SecScale: A Scalable and Secure Trusted Execution Environment for Servers
Ani Sunny, Nivedita Shrivastava, Smruti R. Sarangi
TL;DR
SecScale addresses the scalability gap in trusted execution environments by combining a read-first, verify-later execution model with a novel MAC forest for integrity and full memory encryption for confidentiality. It replaces the traditional Merkle-tree approach with a hierarchical MAC forest, enabling scalable integrity checks for large secure memories (eEPC) while keeping the critical path non-blocking through concurrent MAC verification. The design includes an evaporable page-transfer mechanism, an Eviction Status Holding Register, and targeted optimizations that reduce MAC accesses and DRAM traffic. Evaluation against SGX-Client, DFP, and Penglai shows SecScale achieving up to 57% performance improvement over DFP and 10% over Penglai, with substantial storage efficiency and preserved ACIF security properties for large-scale server workloads.
Abstract
Trusted execution environments (TEEs) are an integral part of modern secure processors.
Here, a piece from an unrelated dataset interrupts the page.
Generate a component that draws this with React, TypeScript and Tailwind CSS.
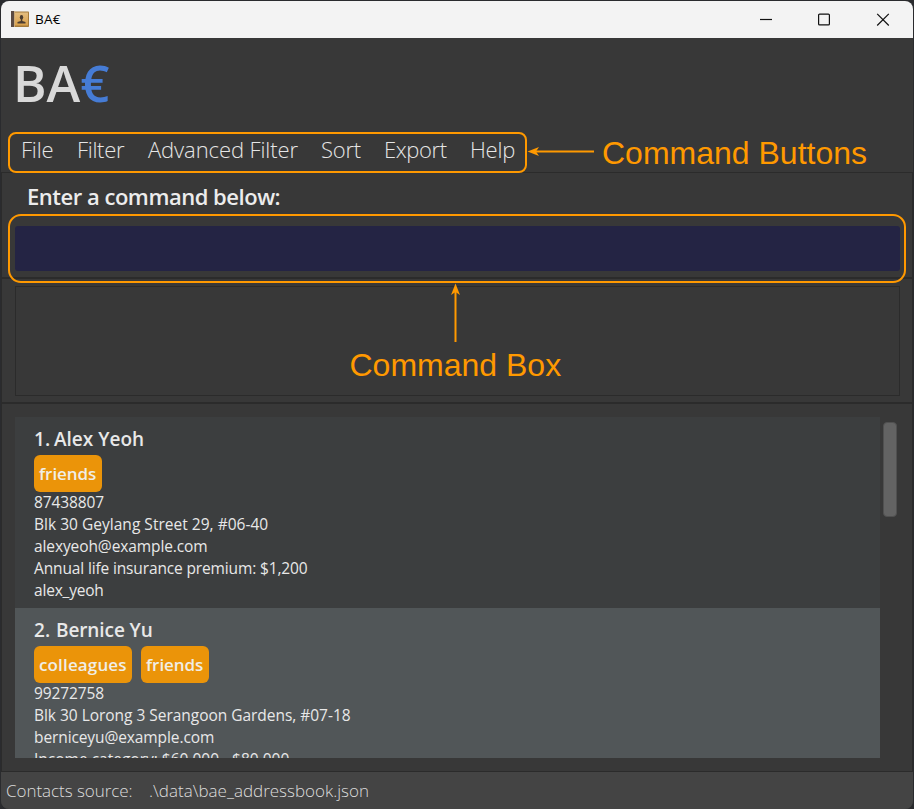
import type { ReactNode } from "react";

const menus = [
  { label: "File", cls: "w-[56px] tracking-[-0.2px]" },
  { label: "Filter", cls: "w-[71px] tracking-[-0.3px]" },
  { label: "Advanced Filter", cls: "w-[173px] tracking-[-0.1px]" },
  { label: "Sort", cls: "w-[63px] tracking-[-0.2px]" },
  { label: "Export", cls: "w-[86px] tracking-[-0.4px]" },
  { label: "Help", cls: "tracking-[-0.2px]" },
];

type Line = { text: string; cls?: string };

const contacts: { id: number; name: string; tags: string[]; lines: Line[]; bg: string }[] = [
  {
    id: 1,
    name: "Alex Yeoh",
    tags: ["friends"],
    bg: "bg-[#3c3e3f]",
    lines: [
      { text: "87438807", cls: "tracking-[-0.1px]" },
      { text: "Blk 30 Geylang Street 29, #06-40", cls: "tracking-[0.02px]" },
      { text: "alexyeoh@example.com", cls: "tracking-[-0.1px]" },
      { text: "Annual life insurance premium: $1,200", cls: "tracking-[-0.14px]" },
      { text: "alex_yeoh", cls: "tracking-[-0.2px]" },
    ],
  },
  {
    id: 2,
    name: "Bernice Yu",
    tags: ["colleagues", "friends"],
    bg: "bg-[#515658]",
    lines: [
      { text: "99272758", cls: "tracking-[-0.1px]" },
      { text: "Blk 30 Lorong 3 Serangoon Gardens, #07-18", cls: "tracking-[-0.03px]" },
      { text: "berniceyu@example.com", cls: "tracking-[-0.1px]" },
      { text: "Income category: $60,000 - $80,000" },
    ],
  },
];

const tagWidths: Record<string, string> = {
  friends: "w-[68px] tracking-[-0.05px]",
  colleagues: "w-[98px] tracking-[0.15px]",
};

function Tag({ children, cls }: { children: ReactNode; cls: string }) {
  return (
    <span
      className={`flex h-[37px] items-center rounded-[6px] bg-[#eb9409] pl-[5px] text-[17px] font-semibold text-[#f0eee6] ${cls}`}
    >
      {children}
    </span>
  );
}

function TitleBar() {
  return (
    <header className="flex h-[37px] shrink-0 items-center rounded-t-[8px] bg-[#f3f3f3] pl-[10px] text-black">
      <svg width="19" height="17" viewBox="0 0 19 17">
        <defs>
          <linearGradient id="cover" x1="0" y1="0" x2="0" y2="1">
            <stop offset="0" stopColor="#e3bd80" />
            <stop offset="1" stopColor="#d9a04a" />
          </linearGradient>
        </defs>
        <rect x="0.5" y="0.5" width="17.5" height="15.5" rx="0.8" fill="#a47a3a" />
        <rect x="3.5" y="1.5" width="13.5" height="13" fill="url(#cover)" />
        <rect x="0" y="0" width="3" height="16" fill="#5a4a42" />
        <rect x="3" y="0.5" width="1" height="15.5" fill="#c9a878" />
        <ellipse cx="10.5" cy="6.2" rx="1.7" ry="2.3" fill="#4b3c30" />
        <path d="M9.8 7.5h1.5v2.4l3.2 1v1.5H6.5v-1.5l3.3-1z" fill="#4b3c30" />
      </svg>
      <span className="ml-[5px] text-[13.5px] tracking-[0.2px]">BA€</span>
      <svg className="ml-auto mr-[23px]" width="130" height="14" viewBox="0 0 130 14" fill="none" stroke="#111" strokeWidth="1.2">
        <path d="M0 6.5h12" />
        <rect x="58.6" y="1.1" width="10.8" height="10.8" rx="1" />
        <path d="M117.2 0.9l11.6 11.6M128.8 0.9l-11.6 11.6" />
      </svg>
    </header>
  );
}

function Annotations() {
  return (
    <div className="pointer-events-none absolute inset-0 font-['Liberation_Sans',Arial,sans-serif] text-[32px] leading-9 text-[#ff9900]">
      <div className="absolute left-[8px] top-[132px] h-[41px] w-[519px] rounded-[8px] border-2 border-[#ff9900]" />
      <div className="absolute left-[8px] top-[214px] h-[69px] w-[898px] rounded-[13px] border-2 border-[#ff9900]" />
      <svg className="absolute left-[527px] top-[146px]" width="67" height="12" viewBox="0 0 67 12">
        <path d="M8 5.5h59" stroke="#ff9900" strokeWidth="2" />
        <path d="M0.5 5.5L12 1L9 5.5L12 10z" fill="#ff9900" />
      </svg>
      <svg className="absolute left-[450px] top-[283px]" width="12" height="59" viewBox="0 0 12 59">
        <path d="M5.5 8v51" stroke="#ff9900" strokeWidth="2" />
        <path d="M5.5 0.5L1 12L5.5 9L10 12z" fill="#ff9900" />
      </svg>
      <span className="absolute left-[602px] top-[135px] whitespace-nowrap">Command Buttons</span>
      <span className="absolute left-[349.5px] top-[347px] whitespace-nowrap">Command Box</span>
    </div>
  );
}

export default function App() {
  return (
    <div className="relative h-[809px] w-[914px] overflow-hidden bg-[#2a2b2e] font-['Open_Sans','Noto_Sans',sans-serif]">
      <div className="flex h-full flex-col pl-px pr-px pt-px">
        <TitleBar />
        <main className="flex min-h-0 flex-1 flex-col overflow-hidden rounded-b-[8px] bg-[#383838]">
          <h1 className="h-[92px] pl-[12px] pt-[9px] text-[51px] font-semibold leading-[70px] text-[#d9d9d9]">
            BA<span className="text-[#467cd5]">€</span>
          </h1>
          <nav className="flex h-[42px] pl-[20px] text-[22px] font-light leading-[39px] text-[#e6e6e6]">
            {menus.map((m) => (
              <span key={m.label} className={`shrink-0 whitespace-nowrap ${m.cls}`}>
                {m.label}
              </span>
            ))}
          </nav>

          <section className="h-[107px] border border-b-2 border-[#2b2b2b] pl-[13px] pr-[12px]">
            <p className="h-[53px] pl-[12px] pt-[5px] text-[22px] font-semibold leading-[36px] tracking-[-0.48px] text-[#ececec]">
              Enter a command below:
            </p>
            <div className="h-[45px] rounded-[3px] bg-[#242444]" />
          </section>

          <section className="h-[125px] border-x border-b-2 border-[#2b2b2b] pl-[13px] pr-[12px] pt-[7px]">
            <div className="h-[110px] border border-[#2b2b2b]" />
          </section>

          <section className="flex h-[368px] border-x border-b border-[#2b2b2b] pl-[13px] pt-[13px]">
            <ul className="h-[341px] w-[865px] overflow-hidden">
              {contacts.map((c) => (
                <li key={c.id} className={`h-[191px] pl-[19px] pt-[9px] text-[#e8e8e8] ${c.bg}`}>
                  <div className="flex h-[29px] text-[19px] font-semibold leading-[26px]">
                    <span className={c.id === 1 ? "w-[20px]" : "w-[22px]"}>{c.id}.</span>
                    <span className={c.id === 1 ? "" : "tracking-[-0.1px]"}>{c.name}</span>
                  </div>
                  <div className="flex gap-[9px]">
                    {c.tags.map((t) => (
                      <Tag key={t} cls={tagWidths[t]}>
                        {t}
                      </Tag>
                    ))}
                  </div>
                  <div className="-mt-px">
                    {c.lines.map((l) => (
                      <p key={l.text} className={`h-[22px] whitespace-nowrap text-[15.5px] leading-[22px] ${l.cls ?? ""}`}>
                        {l.text}
                      </p>
                    ))}
                  </div>
                </li>
              ))}
            </ul>
            <div className="ml-[3px] mt-[5px] h-[95px] w-[14px] rounded-[4px] border border-[#505050] bg-[#636363]" />
          </section>

          <footer className="flex flex-1 bg-[#444444] pl-[5px] text-[17px] font-light leading-[37px] text-[#dcdcdc]">
            <span className="w-[143px] tracking-[-0.05px]">Contacts source:</span>
            <span>.\data\bae_addressbook.json</span>
          </footer>
        </main>
      </div>
      <Annotations />
    </div>
  );
}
They ensure that their application and code pages are confidential, tamper proof and immune to diverse types of attacks. In 2021, Intel suddenly announced its plans to deprecate its most trustworthy enclave, SGX, on its 11th and 12th generation processors. The reasons stemmed from the fact that it was difficult to scale the enclaves (sandboxes) beyond 256 MB as the hardware overheads outweighed the benefits. Competing solutions by Intel and other vendors are much more scalable, but do not provide many key security guarantees that SGX used to provide notably replay attack protection. In the last three years, no proposal from industry or academia has been able to provide both scalability (with a modest slowdown) as well as replay-protection on generic hardware (to the best of our knowledge). We solve this problem by proposing SecScale that uses some new ideas centered around speculative execution (read first, verify later), creating a forest of MACs (instead of a tree of counters) and providing complete memory encryption (no generic unsecure regions). We show that we are 10% faster than the nearest competing alternative.